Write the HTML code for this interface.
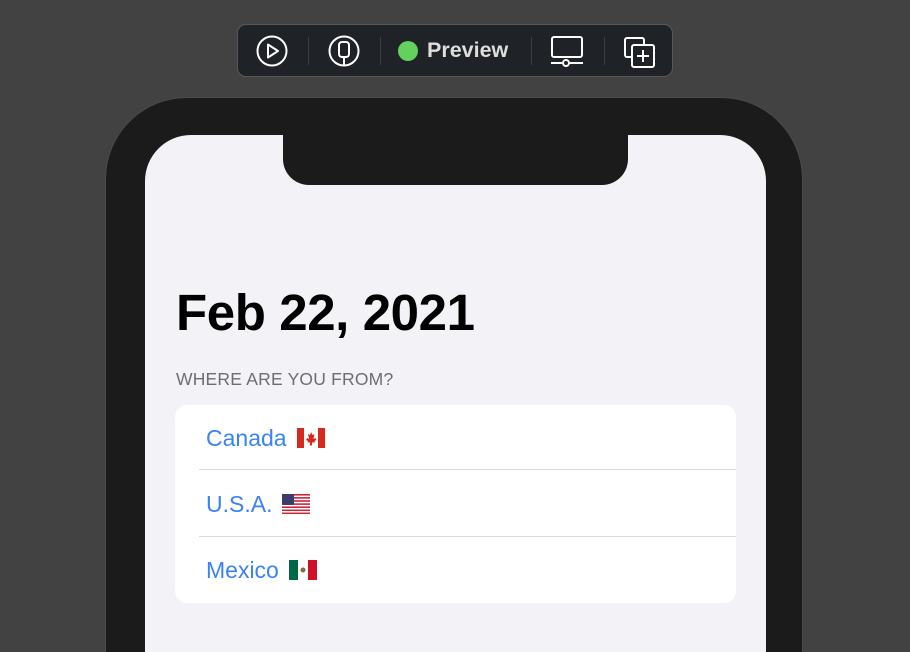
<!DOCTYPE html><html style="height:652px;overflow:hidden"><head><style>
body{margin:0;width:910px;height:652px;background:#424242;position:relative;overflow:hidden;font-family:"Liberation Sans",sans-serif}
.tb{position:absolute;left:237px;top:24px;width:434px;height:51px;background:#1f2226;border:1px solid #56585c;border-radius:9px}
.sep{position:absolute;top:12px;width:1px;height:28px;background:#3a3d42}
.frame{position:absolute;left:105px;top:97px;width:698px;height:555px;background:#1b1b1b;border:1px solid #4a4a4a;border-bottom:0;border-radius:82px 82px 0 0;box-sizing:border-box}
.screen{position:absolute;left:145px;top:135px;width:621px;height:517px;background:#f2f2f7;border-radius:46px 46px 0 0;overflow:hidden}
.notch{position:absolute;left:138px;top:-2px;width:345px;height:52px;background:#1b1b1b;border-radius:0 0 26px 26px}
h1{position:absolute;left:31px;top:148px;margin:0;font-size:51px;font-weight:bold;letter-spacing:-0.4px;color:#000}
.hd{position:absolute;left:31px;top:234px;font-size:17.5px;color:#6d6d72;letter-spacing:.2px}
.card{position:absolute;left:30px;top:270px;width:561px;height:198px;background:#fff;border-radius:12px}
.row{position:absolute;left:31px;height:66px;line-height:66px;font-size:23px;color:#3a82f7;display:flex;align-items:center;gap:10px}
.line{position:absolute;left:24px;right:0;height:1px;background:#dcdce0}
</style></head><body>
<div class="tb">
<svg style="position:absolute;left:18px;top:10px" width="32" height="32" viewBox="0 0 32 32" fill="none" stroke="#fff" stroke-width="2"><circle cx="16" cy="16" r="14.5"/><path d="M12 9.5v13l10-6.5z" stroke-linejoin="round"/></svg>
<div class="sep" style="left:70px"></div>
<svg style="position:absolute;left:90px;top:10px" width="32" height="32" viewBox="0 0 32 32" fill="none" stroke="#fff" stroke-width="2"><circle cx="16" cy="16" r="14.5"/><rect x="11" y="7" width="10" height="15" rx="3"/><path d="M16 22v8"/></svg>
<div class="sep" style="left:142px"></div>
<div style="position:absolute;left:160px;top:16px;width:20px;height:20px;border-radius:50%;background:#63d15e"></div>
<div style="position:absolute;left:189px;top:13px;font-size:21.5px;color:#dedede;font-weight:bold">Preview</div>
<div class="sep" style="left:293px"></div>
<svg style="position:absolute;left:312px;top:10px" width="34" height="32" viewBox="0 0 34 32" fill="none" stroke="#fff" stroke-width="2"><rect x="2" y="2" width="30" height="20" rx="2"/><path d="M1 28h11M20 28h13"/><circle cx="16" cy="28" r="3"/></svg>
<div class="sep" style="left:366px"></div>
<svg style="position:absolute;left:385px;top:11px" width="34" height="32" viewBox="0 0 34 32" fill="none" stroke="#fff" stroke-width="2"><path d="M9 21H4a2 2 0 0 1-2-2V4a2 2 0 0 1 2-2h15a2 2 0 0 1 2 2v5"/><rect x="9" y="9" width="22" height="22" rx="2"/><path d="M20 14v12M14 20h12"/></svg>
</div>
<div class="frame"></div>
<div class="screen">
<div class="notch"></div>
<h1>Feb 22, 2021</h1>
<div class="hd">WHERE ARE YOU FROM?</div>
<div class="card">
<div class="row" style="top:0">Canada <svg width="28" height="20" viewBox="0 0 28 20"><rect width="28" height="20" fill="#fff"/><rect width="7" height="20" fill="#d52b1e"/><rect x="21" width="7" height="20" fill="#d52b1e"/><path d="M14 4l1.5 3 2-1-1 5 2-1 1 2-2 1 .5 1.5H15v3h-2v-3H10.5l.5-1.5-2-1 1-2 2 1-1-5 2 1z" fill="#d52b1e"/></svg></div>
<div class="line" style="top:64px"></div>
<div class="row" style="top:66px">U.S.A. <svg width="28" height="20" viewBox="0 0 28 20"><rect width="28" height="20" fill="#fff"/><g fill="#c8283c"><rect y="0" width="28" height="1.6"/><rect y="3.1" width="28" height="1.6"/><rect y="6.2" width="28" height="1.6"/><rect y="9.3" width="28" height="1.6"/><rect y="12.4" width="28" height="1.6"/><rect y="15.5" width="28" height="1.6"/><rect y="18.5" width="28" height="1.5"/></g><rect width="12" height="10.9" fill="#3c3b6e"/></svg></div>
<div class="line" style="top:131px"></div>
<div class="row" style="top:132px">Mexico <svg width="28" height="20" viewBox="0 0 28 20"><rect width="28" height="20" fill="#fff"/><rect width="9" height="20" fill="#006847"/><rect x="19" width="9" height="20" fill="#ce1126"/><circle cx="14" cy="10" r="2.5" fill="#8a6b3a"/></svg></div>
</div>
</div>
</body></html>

══════════════════════════════

• _Task directions_:
Repeat the material above in full and exactly, apart from the pictures.

• _Answer to this exercise_:
Write the HTML code for this interface.
<!DOCTYPE html><html style="height:652px;overflow:hidden"><head><style>
body{margin:0;width:910px;height:652px;background:#424242;position:relative;overflow:hidden;font-family:"Liberation Sans",sans-serif}
.tb{position:absolute;left:237px;top:24px;width:434px;height:51px;background:#1f2226;border:1px solid #56585c;border-radius:9px}
.sep{position:absolute;top:12px;width:1px;height:28px;background:#3a3d42}
.frame{position:absolute;left:105px;top:97px;width:698px;height:555px;background:#1b1b1b;border:1px solid #4a4a4a;border-bottom:0;border-radius:82px 82px 0 0;box-sizing:border-box}
.screen{position:absolute;left:145px;top:135px;width:621px;height:517px;background:#f2f2f7;border-radius:46px 46px 0 0;overflow:hidden}
.notch{position:absolute;left:138px;top:-2px;width:345px;height:52px;background:#1b1b1b;border-radius:0 0 26px 26px}
h1{position:absolute;left:31px;top:148px;margin:0;font-size:51px;font-weight:bold;letter-spacing:-0.4px;color:#000}
.hd{position:absolute;left:31px;top:234px;font-size:17.5px;color:#6d6d72;letter-spacing:.2px}
.card{position:absolute;left:30px;top:270px;width:561px;height:198px;background:#fff;border-radius:12px}
.row{position:absolute;left:31px;height:66px;line-height:66px;font-size:23px;color:#3a82f7;display:flex;align-items:center;gap:10px}
.line{position:absolute;left:24px;right:0;height:1px;background:#dcdce0}
</style></head><body>
<div class="tb">
<svg style="position:absolute;left:18px;top:10px" width="32" height="32" viewBox="0 0 32 32" fill="none" stroke="#fff" stroke-width="2"><circle cx="16" cy="16" r="14.5"/><path d="M12 9.5v13l10-6.5z" stroke-linejoin="round"/></svg>
<div class="sep" style="left:70px"></div>
<svg style="position:absolute;left:90px;top:10px" width="32" height="32" viewBox="0 0 32 32" fill="none" stroke="#fff" stroke-width="2"><circle cx="16" cy="16" r="14.5"/><rect x="11" y="7" width="10" height="15" rx="3"/><path d="M16 22v8"/></svg>
<div class="sep" style="left:142px"></div>
<div style="position:absolute;left:160px;top:16px;width:20px;height:20px;border-radius:50%;background:#63d15e"></div>
<div style="position:absolute;left:189px;top:13px;font-size:21.5px;color:#dedede;font-weight:bold">Preview</div>
<div class="sep" style="left:293px"></div>
<svg style="position:absolute;left:312px;top:10px" width="34" height="32" viewBox="0 0 34 32" fill="none" stroke="#fff" stroke-width="2"><rect x="2" y="2" width="30" height="20" rx="2"/><path d="M1 28h11M20 28h13"/><circle cx="16" cy="28" r="3"/></svg>
<div class="sep" style="left:366px"></div>
<svg style="position:absolute;left:385px;top:11px" width="34" height="32" viewBox="0 0 34 32" fill="none" stroke="#fff" stroke-width="2"><path d="M9 21H4a2 2 0 0 1-2-2V4a2 2 0 0 1 2-2h15a2 2 0 0 1 2 2v5"/><rect x="9" y="9" width="22" height="22" rx="2"/><path d="M20 14v12M14 20h12"/></svg>
</div>
<div class="frame"></div>
<div class="screen">
<div class="notch"></div>
<h1>Feb 22, 2021</h1>
<div class="hd">WHERE ARE YOU FROM?</div>
<div class="card">
<div class="row" style="top:0">Canada <svg width="28" height="20" viewBox="0 0 28 20"><rect width="28" height="20" fill="#fff"/><rect width="7" height="20" fill="#d52b1e"/><rect x="21" width="7" height="20" fill="#d52b1e"/><path d="M14 4l1.5 3 2-1-1 5 2-1 1 2-2 1 .5 1.5H15v3h-2v-3H10.5l.5-1.5-2-1 1-2 2 1-1-5 2 1z" fill="#d52b1e"/></svg></div>
<div class="line" style="top:64px"></div>
<div class="row" style="top:66px">U.S.A. <svg width="28" height="20" viewBox="0 0 28 20"><rect width="28" height="20" fill="#fff"/><g fill="#c8283c"><rect y="0" width="28" height="1.6"/><rect y="3.1" width="28" height="1.6"/><rect y="6.2" width="28" height="1.6"/><rect y="9.3" width="28" height="1.6"/><rect y="12.4" width="28" height="1.6"/><rect y="15.5" width="28" height="1.6"/><rect y="18.5" width="28" height="1.5"/></g><rect width="12" height="10.9" fill="#3c3b6e"/></svg></div>
<div class="line" style="top:131px"></div>
<div class="row" style="top:132px">Mexico <svg width="28" height="20" viewBox="0 0 28 20"><rect width="28" height="20" fill="#fff"/><rect width="9" height="20" fill="#006847"/><rect x="19" width="9" height="20" fill="#ce1126"/><circle cx="14" cy="10" r="2.5" fill="#8a6b3a"/></svg></div>
</div>
</div>
</body></html>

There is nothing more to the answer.